▸ **Problem requirements**
Search the material below for the word "components". Copy every line that has it.

▸ **Data extract**
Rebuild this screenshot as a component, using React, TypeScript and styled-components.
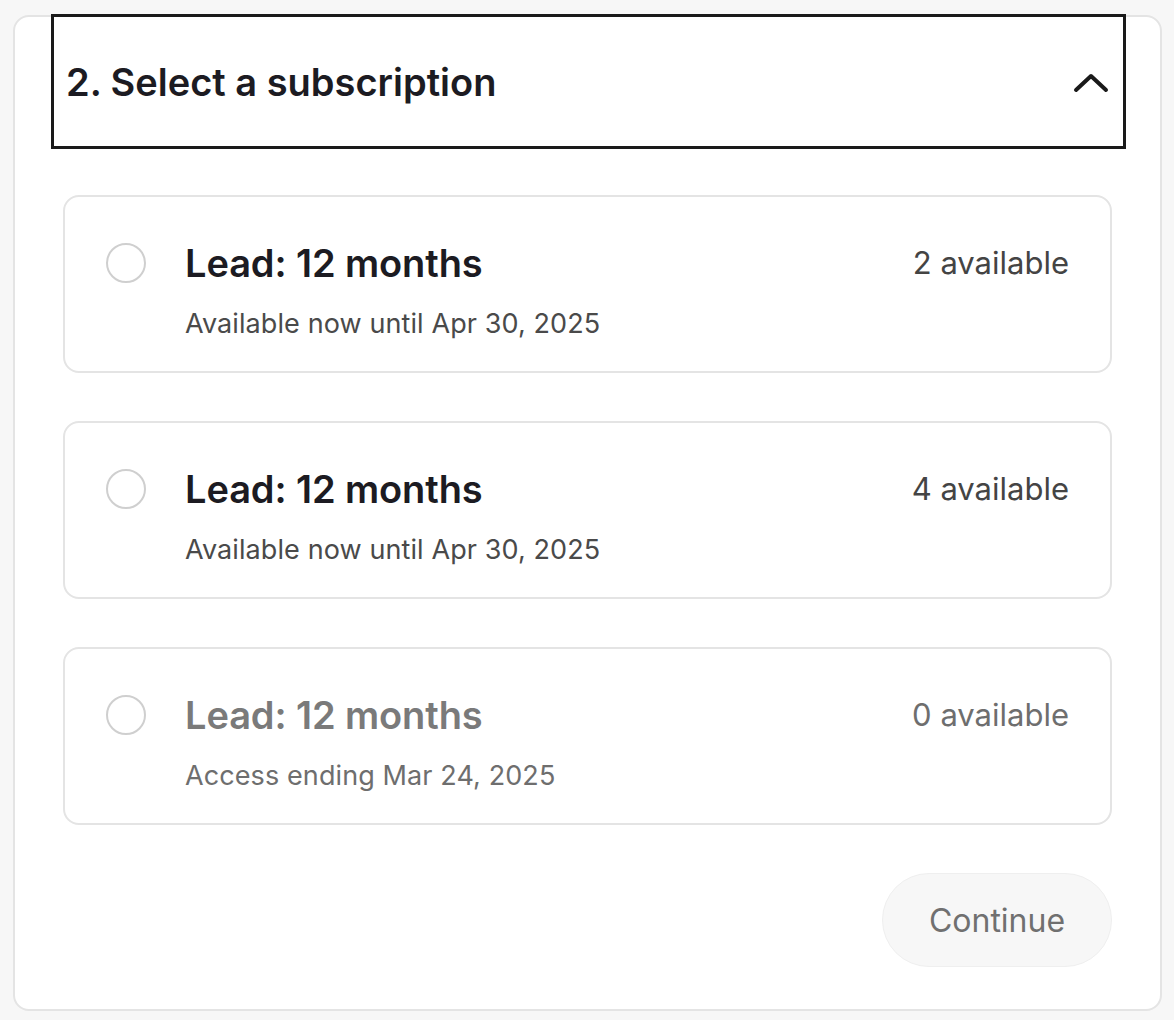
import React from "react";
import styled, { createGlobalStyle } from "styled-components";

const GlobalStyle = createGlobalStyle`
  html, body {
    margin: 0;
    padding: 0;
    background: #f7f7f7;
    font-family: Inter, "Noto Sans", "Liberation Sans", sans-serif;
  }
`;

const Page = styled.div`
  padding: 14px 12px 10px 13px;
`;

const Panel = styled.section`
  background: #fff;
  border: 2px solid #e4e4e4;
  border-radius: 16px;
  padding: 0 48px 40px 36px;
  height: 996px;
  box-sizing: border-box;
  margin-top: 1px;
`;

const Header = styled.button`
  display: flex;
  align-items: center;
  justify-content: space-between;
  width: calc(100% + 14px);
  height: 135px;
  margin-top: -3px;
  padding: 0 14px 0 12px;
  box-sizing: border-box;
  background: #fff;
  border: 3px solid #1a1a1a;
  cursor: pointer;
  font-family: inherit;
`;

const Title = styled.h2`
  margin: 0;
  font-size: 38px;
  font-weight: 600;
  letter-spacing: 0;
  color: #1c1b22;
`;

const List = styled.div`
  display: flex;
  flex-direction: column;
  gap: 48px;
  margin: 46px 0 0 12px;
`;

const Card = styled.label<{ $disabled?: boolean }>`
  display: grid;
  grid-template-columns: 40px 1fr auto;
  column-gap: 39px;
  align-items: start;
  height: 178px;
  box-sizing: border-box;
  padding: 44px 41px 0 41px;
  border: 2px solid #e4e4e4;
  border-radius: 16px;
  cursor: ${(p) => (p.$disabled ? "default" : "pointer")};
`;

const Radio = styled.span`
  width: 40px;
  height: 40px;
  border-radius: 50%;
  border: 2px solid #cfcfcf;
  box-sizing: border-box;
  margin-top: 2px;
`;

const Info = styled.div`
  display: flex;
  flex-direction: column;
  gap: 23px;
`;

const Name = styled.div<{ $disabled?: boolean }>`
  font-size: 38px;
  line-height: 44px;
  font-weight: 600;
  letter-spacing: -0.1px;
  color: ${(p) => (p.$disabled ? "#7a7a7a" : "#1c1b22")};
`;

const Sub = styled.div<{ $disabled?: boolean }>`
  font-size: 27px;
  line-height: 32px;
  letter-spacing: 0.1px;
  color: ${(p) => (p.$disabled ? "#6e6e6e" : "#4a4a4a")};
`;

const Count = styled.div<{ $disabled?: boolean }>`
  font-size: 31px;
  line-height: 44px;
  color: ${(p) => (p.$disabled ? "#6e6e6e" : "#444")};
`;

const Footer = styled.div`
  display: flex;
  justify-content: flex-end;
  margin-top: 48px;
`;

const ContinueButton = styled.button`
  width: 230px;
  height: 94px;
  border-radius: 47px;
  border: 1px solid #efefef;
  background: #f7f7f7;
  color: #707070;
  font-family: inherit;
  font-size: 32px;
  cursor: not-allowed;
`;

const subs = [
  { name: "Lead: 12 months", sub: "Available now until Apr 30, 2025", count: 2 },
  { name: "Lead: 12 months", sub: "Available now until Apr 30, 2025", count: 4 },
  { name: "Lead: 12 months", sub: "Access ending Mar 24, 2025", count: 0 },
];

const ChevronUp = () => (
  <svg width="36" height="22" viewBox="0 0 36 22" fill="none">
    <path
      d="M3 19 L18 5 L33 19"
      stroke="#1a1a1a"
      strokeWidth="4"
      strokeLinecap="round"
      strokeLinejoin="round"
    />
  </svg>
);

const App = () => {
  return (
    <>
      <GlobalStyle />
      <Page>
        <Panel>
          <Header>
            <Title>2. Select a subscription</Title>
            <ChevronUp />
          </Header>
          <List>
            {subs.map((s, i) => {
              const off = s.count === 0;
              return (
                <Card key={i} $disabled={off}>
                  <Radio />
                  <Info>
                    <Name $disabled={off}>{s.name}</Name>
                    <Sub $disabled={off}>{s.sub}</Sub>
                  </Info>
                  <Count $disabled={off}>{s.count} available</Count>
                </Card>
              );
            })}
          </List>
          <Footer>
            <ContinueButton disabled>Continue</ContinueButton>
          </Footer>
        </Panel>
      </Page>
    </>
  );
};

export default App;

▸ **Answer below**
Rebuild this screenshot as a component, using React, TypeScript and styled-components.
import styled, { createGlobalStyle } from "styled-components";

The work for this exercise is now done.